Written evidence from Professor Nigel Ashton (FOI 22)

 

Public Administration and Constitutional Affairs Committee

The Cabinet Office Freedom of Information Clearing House

 

 

I would like to alert the Committee to the Cabinet Office’s handling of an FOI request, which I originally submitted in 2014. I sought information about the British government’s policy towards Libya for a history book I was writing covering Britain’s relations with the Qaddafi regime from the revolution of 1969 through to Qaddafi’s fall in 2011. The final request I submitted to the Cabinet Office was for six Prime Minister’s Office (PREM) files covering the period 1990-2002.

 

The Cabinet Office fought this request at every turn and was only finally forced to concede defeat as a result of a ruling in my favour issued by the Upper Tribunal in June 2018. I think the Committee could profitably examine this ruling (GIA 2782 2017-00) since it contains much detailed evidence relevant to its current proceedings:

(https://assets.publishing.service.gov.uk/media/5b57139a40f0b6339963e8cf/GIA_2782_2017-00.pdf)

 

Why does the ruling in my case matter both in terms of the Cabinet Office’s approach to FOI and more broadly for information rights? To explain this, we need to understand what was at stake in the case. There are two relevant sections of the Freedom of Information Act. Section 12 which concerns cost limits and section 14 which concerns what are known as ‘vexatious’ requests. A public authority can refuse a request if it violates either section. The problem with the Act as far as public authorities are concerned is that section 12 only covers what are essentially administrative costs (finding and photocopying documents). In my case, the Cabinet Office could not use section 12 to refuse the request since the main burden of cost did not lie in photocopying documents, but in considering them for redaction and release in relation to national security. So, this became a battle about section 14 of the Act and the meaning of the word ‘vexatious’. Could the Cabinet Office argue that the 80 hours of review time they estimated it would take them to process my request, made it ‘vexatious’ under the terms of the Act?

 

Earlier rulings in the Court of Appeal and the Upper Tribunal had established that a test of proportionality must be applied in judging whether a request was vexatious.
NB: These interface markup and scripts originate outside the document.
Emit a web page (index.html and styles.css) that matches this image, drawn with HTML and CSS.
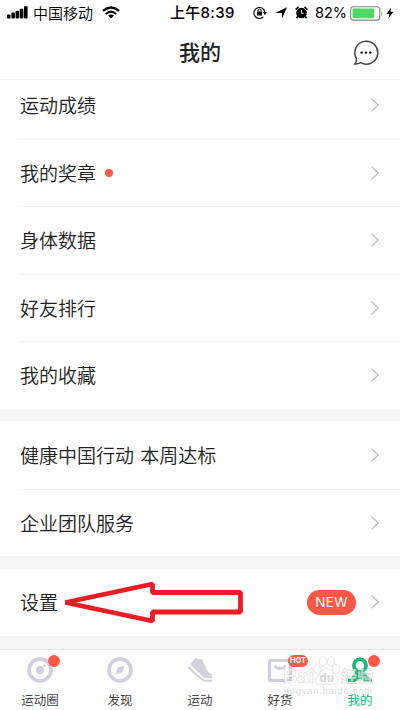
FILE: index.html
```html
<!doctype html>
<html lang="zh-CN">
<head>
<meta charset="utf-8">
<title>我的</title>
<link rel="stylesheet" href="styles.css">
</head>
<body>
<div class="phone">
	<div class="status">
		<svg class="signal" width="21" height="13" viewBox="0 0 21 13">
			<rect x="0" y="8.5" width="3.6" height="4" rx="1"/>
			<rect x="4.4" y="6.5" width="3.6" height="6" rx="1"/>
			<rect x="8.6" y="4.8" width="3.6" height="7.7" rx="1"/>
			<rect x="12.8" y="2.7" width="3.6" height="9.8" rx="1"/>
			<rect x="17" y="0.3" width="3.6" height="12.2" rx="1"/>
		</svg>
		<span class="carrier">中国移动</span>
		<svg class="wifi" width="18" height="13" viewBox="0 0 18 13">
			<path d="M1 4.8 Q9 -2 17 4.8" fill="none" stroke="#000" stroke-width="2.4"/>
			<path d="M3.9 8 Q9 3.4 14.1 8" fill="none" stroke="#000" stroke-width="2.2"/>
			<path d="M6.1 9.6 Q9 7.2 11.9 9.6 L9 12.6 Z"/>
		</svg>
		<span class="time">上午8:39</span>
		<svg class="lock" width="15" height="13" viewBox="0 0 15 13">
			<path d="M10.3 10.9 A5.5 5.5 0 1 1 11.9 6.3" fill="none" stroke="#000" stroke-width="1.1"/>
			<path d="M9.8 6 H14 L11.9 8.9 Z"/>
			<rect x="4" y="5.7" width="5" height="3.8"/>
			<path d="M5 6 V4.7 A1.5 1.5 0 0 1 8 4.7 V6" fill="none" stroke="#000"/>
		</svg>
		<svg class="locate" width="12" height="12" viewBox="0 0 12 12"><path d="M11.9 0.2 L7 11.6 V5.9 H0.2 Z"/></svg>
		<svg class="alarm" width="13" height="13" viewBox="0 0 13 13">
			<circle cx="6.5" cy="7" r="5.3"/>
			<path d="M0.7 3.6 L3.6 0.9 M12.3 3.6 L9.4 0.9 M2.7 10.5 L1.5 12.3 M10.3 10.5 L11.5 12.3" stroke="#000" stroke-width="1.6"/>
			<path d="M6.5 4.2 V7.3 H8.6" fill="none" stroke="#fff" stroke-width="0.9"/>
		</svg>
		<span class="percent">82%</span>
		<svg class="battery" width="34" height="15" viewBox="0 0 34 15">
			<rect x="0.7" y="0.7" width="29" height="13.4" rx="2.6" fill="#fff" stroke="#858585" stroke-width="1.1"/>
			<rect x="2.6" y="2.5" width="21.6" height="9.8" rx="1" fill="#4cd964"/>
			<path d="M31.4 5 Q33.4 7.4 31.4 9.8 Z" fill="#858585"/>
		</svg>
		<svg class="bolt" width="8" height="12" viewBox="0 0 8 12"><path d="M5.2 0.4 L0.4 6.9 H3.4 L2.4 11.6 L7.5 4.7 H4.4 Z"/></svg>
	</div>

	<div class="header">
		<h1 class="title">我的</h1>
		<svg class="chat" width="26" height="26" viewBox="0 0 26 26">
			<path d="M3.3 18.4 A11.5 11.5 0 1 1 7.6 22.7 Q5.3 24.2 2 24 Q3.9 21.5 3.3 18.4 Z" fill="none" stroke="#444" stroke-width="1.5"/>
			<circle cx="8.7" cy="12.6" r="1.2"/><circle cx="13" cy="12.6" r="1.2"/><circle cx="17.3" cy="12.6" r="1.2"/>
		</svg>
	</div>

	<div class="content">
		<div class="group">
			<div class="row"><span>运动成绩</span><svg class="arrow" viewBox="0 0 8 14"><path d="M0.6 0.6 L7.2 7 L0.6 13.4"/></svg></div>
			<div class="row"><span>我的奖章</span><i class="dot"></i><svg class="arrow" viewBox="0 0 8 14"><path d="M0.6 0.6 L7.2 7 L0.6 13.4"/></svg></div>
			<div class="row"><span>身体数据</span><svg class="arrow" viewBox="0 0 8 14"><path d="M0.6 0.6 L7.2 7 L0.6 13.4"/></svg></div>
			<div class="row"><span>好友排行</span><svg class="arrow" viewBox="0 0 8 14"><path d="M0.6 0.6 L7.2 7 L0.6 13.4"/></svg></div>
			<div class="row"><span>我的收藏</span><svg class="arrow" viewBox="0 0 8 14"><path d="M0.6 0.6 L7.2 7 L0.6 13.4"/></svg></div>
		</div>
		<div class="group">
			<div class="row"><span>健康中国行动 本周达标</span><svg class="arrow" viewBox="0 0 8 14"><path d="M0.6 0.6 L7.2 7 L0.6 13.4"/></svg></div>
			<div class="row"><span>企业团队服务</span><svg class="arrow" viewBox="0 0 8 14"><path d="M0.6 0.6 L7.2 7 L0.6 13.4"/></svg></div>
		</div>
		<div class="group">
			<div class="row"><span>设置</span><b class="new">NEW</b><svg class="arrow" viewBox="0 0 8 14"><path d="M0.6 0.6 L7.2 7 L0.6 13.4"/></svg>
				<svg class="pointer" width="182" height="46" viewBox="0 0 182 46"><path d="M3.5 22.5 L90.5 4 V12.5 H178.5 V32 H90.5 V41 Z"/></svg>
			</div>
		</div>
	</div>

	<div class="tabs">
		<div class="tab">
			<svg width="28" height="28" viewBox="0 0 28 28">
				<circle cx="14" cy="14" r="11" fill="none" stroke="#d0d0dc" stroke-width="3.6"/>
				<circle cx="14" cy="14" r="4" fill="#d0d0dc"/><circle cx="18.6" cy="9.6" r="1.2" fill="#d0d0dc"/>
			</svg>
			<span>运动圈</span><i class="badge"></i>
		</div>
		<div class="tab">
			<svg width="28" height="28" viewBox="0 0 28 28">
				<circle cx="14" cy="14" r="11" fill="none" stroke="#d0d0dc" stroke-width="3.6"/>
				<path d="M18.3 9.7 L16.4 16.4 L9.7 18.3 L11.6 11.6 Z" fill="#d0d0dc"/>
			</svg>
			<span>发现</span>
		</div>
		<div class="tab">
			<svg width="28" height="28" viewBox="0 0 28 28" fill="#d0d2dc">
				<path d="M4.2 8.6 L9.1 2.3 Q9.8 1.5 10.7 2.3 Q12.6 4 14.5 3 Q15.5 2.6 16.2 3.7 L21.3 14.4 Q22.4 16.6 25.3 18 Q26.2 18.6 26 20.2 V22.2 H20.2 Q18.5 22.2 17.2 21 Z"/>
				<path d="M2.2 11 Q11.4 20.2 17.4 24.2 Q18.4 24.8 20 24.8 H26" fill="none" stroke="#d0d2dc" stroke-width="2"/>
			</svg>
			<span>运动</span>
		</div>
		<div class="tab">
			<svg width="28" height="28" viewBox="0 0 28 28" fill="none" stroke="#d0d0dc">
				<rect x="3.5" y="4.5" width="21" height="20" rx="1" stroke-width="3.2"/>
				<path d="M8.5 10 Q14 15.5 19.5 10" stroke-width="2.6"/>
			</svg>
			<span>好货</span><b class="badge hot">HOT</b>
		</div>
		<div class="tab active">
			<svg width="28" height="28" viewBox="0 0 28 28">
				<path d="M10 15 H18 Q20 20 26 23 V26 H19 L14 22.5 L9 26 H2 V23 Q8 20 10 15 Z" fill="#13b877"/>
				<circle cx="14" cy="9.4" r="6.1" fill="#fff" stroke="#13b877" stroke-width="3.6"/>
			</svg>
			<span>我的</span><i class="badge"></i>
		</div>
		<svg class="watermark" width="104" height="60" viewBox="0 0 104 60">
			<g class="logo">
				<text x="7" y="35" textLength="31" lengthAdjust="spacingAndGlyphs">Bai</text>
				<text class="cn" x="65" y="34">经验</text>
				<ellipse cx="41.5" cy="21" rx="3.6" ry="4.6"/>
				<ellipse cx="47" cy="13.5" rx="3.6" ry="5"/>
				<ellipse cx="55" cy="13.5" rx="3.6" ry="5"/>
				<ellipse cx="60" cy="21" rx="3.6" ry="4.6"/>
				<path d="M50.5 20 Q55 20 58 26 Q64 31 61 35 Q58 38 50 36 Q42 38 40 35 Q37 31 44 26 Q46 20 50.5 20 Z"/>
			</g>
			<text class="du" x="43.5" y="33.5">du</text>
			<text class="url" x="8" y="45.5" textLength="88">jingyan.baidu.com</text>
		</svg>
	</div>
</div>
</body>
</html>
```
FILE: styles.css
```css
* {margin: 0; padding: 0; box-sizing: border-box;}
body {
	background: #fff;
	color: #222;
	font-family: "Noto Sans CJK SC", sans-serif;
}
.phone {
	width: 400px;
	height: 710px;
	overflow: hidden;
	background: #f7f7f7;
	display: flex;
	flex-direction: column;
}
.phone svg {
	flex: none;
}
.status {
	height: 26px;
	flex: none;
	background: #fff;
	color: #000;
	display: flex;
	align-items: center;
	padding-left: 7px;
	font-size: 15px;
	line-height: 26px;
	z-index: 1;
}
.signal {
	margin-top: -1px;
}
.carrier {
	width: 60px;
	margin-left: 5px;
	font-weight: 350;
}
.wifi {
	margin-left: 9px;
	margin-top: -1px;
}
.time {
	width: 66px;
	margin-left: 50px;
	font-family: Inter, "Noto Sans CJK SC", sans-serif;
	font-weight: 500;
	letter-spacing: 0.3px;
	white-space: nowrap;
}
.lock {
	margin-left: 17px;
	margin-top: -1px;
}
.locate {
	margin-left: 7px;
	margin-top: -1px;
}
.alarm {
	margin-left: 8px;
	margin-top: -2px;
}
.percent {
	width: 31px;
	margin-left: 7px;
	font-family: Inter, sans-serif;
	font-size: 14.5px;
}
.battery {
	margin-left: 4px;
}
.bolt {
	margin-left: 2px;
}
.header {
	height: 54px;
	flex: none;
	background: #fff;
	border-bottom: 1px solid #f3f3f3;
	display: grid;
	grid-template-columns: 60px 1fr 60px;
	align-items: center;
	z-index: 1;
}
.title {
	grid-column: 2;
	font-size: 21px;
	font-weight: 500;
	line-height: 48px;
	padding-bottom: 4px;
	text-align: center;
}
.chat {
	margin-left: 13px;
}
/* список прокручен, первая строка уходит под шапку */
.content {
	margin-top: -9px;
	height: 578px;
	flex: none;
}
.group {
	background: #fff;
	margin-bottom: 12.5px;
}
.row {
	position: relative;
	height: 67.5px;
	margin-left: 20px;
	padding-right: 21px;
	display: flex;
	align-items: center;
	font-size: 19px;
	font-weight: 350;
	word-spacing: 2px;
}
.row span {
	margin-top: -1px;
}
.row + .row {
	border-top: 1px solid #f3f3f3;
}
.arrow {
	width: 8px;
	height: 14px;
	margin-left: auto;
	fill: none;
	stroke: #b5b5b5;
	stroke-width: 1.1;
}
.dot {
	width: 8px;
	height: 8px;
	margin-left: 9px;
	border-radius: 50%;
	background: #fc5848;
}
.new {
	width: 49px;
	height: 25px;
	margin-left: auto;
	margin-right: 15px;
	border-radius: 13px;
	background: #fc5848;
	color: #fff;
	font: 13.5px/25px Inter, sans-serif;
	letter-spacing: 0.3px;
	text-align: center;
}
.new + .arrow {
	margin-left: 0;
}
.pointer {
	position: absolute;
	left: 42px;
	top: 11px;
	fill: none;
	stroke: #ed1c24;
	stroke-width: 4.8;
	stroke-linejoin: bevel;
}
.tabs {
	position: relative;
	height: 61px;
	flex: none;
	background: #fff;
	border-top: 1px solid #e6e6e6;
	display: flex;
}
.tab {
	position: relative;
	width: 80px;
	padding-top: 6px;
	display: flex;
	flex-direction: column;
	align-items: center;
	color: #444;
	font-size: 12.5px;
	line-height: 18px;
}
.tab span {
	margin-top: 7px;
}
.tab.active {
	color: #13b877;
}
.badge {
	position: absolute;
	left: 48px;
	top: 5px;
	width: 12px;
	height: 12px;
	border-radius: 6px;
	background: #fc5848;
}
.hot {
	width: 20px;
	color: #fff;
	font: bold 7.5px/12px Inter, sans-serif;
	text-align: center;
}
.watermark {
	position: absolute;
	left: 276px;
	top: -2px;
	font-family: "Liberation Sans", "Noto Sans CJK SC", sans-serif;
}
.logo {
	fill: #fff;
	fill-opacity: 0.65;
	stroke: #c8c8c8;
	stroke-opacity: 0.7;
	stroke-width: 0.6;
	font-size: 20px;
	font-weight: bold;
}
.cn {
	font-size: 16px;
}
.du {
	fill: #d4d4d4;
	font-size: 12px;
	font-weight: bold;
}
.url {
	fill: #d4d4d4;
	fill-opacity: 0.8;
	font-size: 9px;
}
```
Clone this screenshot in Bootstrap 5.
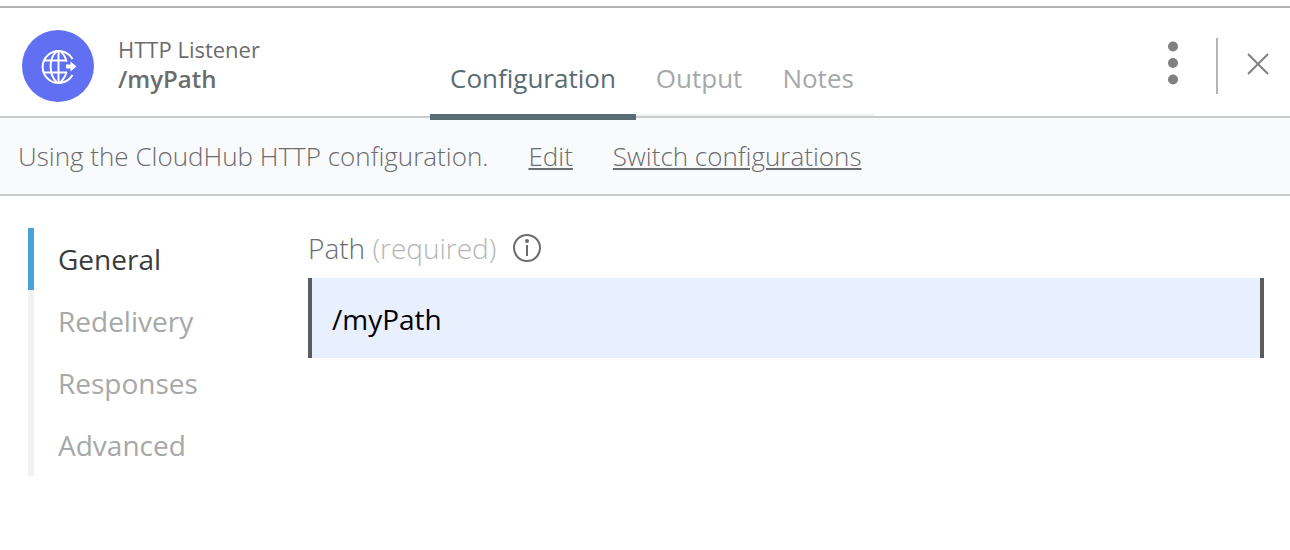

In other words, did the extent of the public interest engaged outweigh the burden on the public authority in processing the request?

 

The basis of my case at both the First Tier and Upper Tribunals was simple. As I put it in my original appeal: The point of the FOIA request is to bring into the public domain information about the contradictory conduct over time of British policy toward Libya which was instrumental in creating the failed state that we now have on the southern shore of the Mediterranean.

 

The First Tier tribunal found in my favour. It is worth quoting the terms of that ruling, which were repeated in the Upper Tribunal’s decision, to understand why: The records he seeks concern the reaction of the UK Government to the murder of hundreds of people over Lockerbie by a Libyan agent, the involvement of the Government of Libya in facilitating the murders committed by the PIRA, the rapprochement with that Government in the light of concern about Islamist terrorism and the decision to use force to protect an insurgency against that Government during the Arab Spring. These are all substantial questions of public policy where there is a profound public interest in understanding the Government’s approach. The information sought is of great value to the public and to a historian.

 

The ruling by the Upper Tribunal, confirming the First Tier tribunal’s reasoning, underlines that an FOI request cannot be refused as ‘vexatious’ on cost grounds alone, where a substantial public interest has been identified which outweighs the burden imposed by those costs.

 

My argument throughout was that the public needed access to information to understand the contradictory course of British policy towards the Qaddafi regime across the decades. We have, rightly, had a full inquiry into the mistakes made over policy towards Iraq. We have had nothing similar for Libya, even though, unlike over Iraq, Britain was often in the lead in shaping Western policy towards Qaddafi.

 

Perhaps, rather than seeing this as no more than a burden, the Cabinet Office might have stepped back and admitted that there could be lessons to be learned by releasing information about policy towards Libya. Instead, it chose to fight this request at every turn and to try to exploit the section 14 exemption for ‘vexatious’ requests in such a way as to undermine fundamentally the central purpose of the FOI (2000) Act. It is for parliament to legislate if it thinks the current terms of the FOI (2000) Act need to be changed. It is not for the Cabinet Office to seek to exploit a limited exemption in such a way as to expand its reach in a wholly unwarranted manner.

 

I commend Judge Wikeley’s ruling on 21 June 2018 in the Upper Tribunal to the Committee for further information about the Cabinet Office’s approach.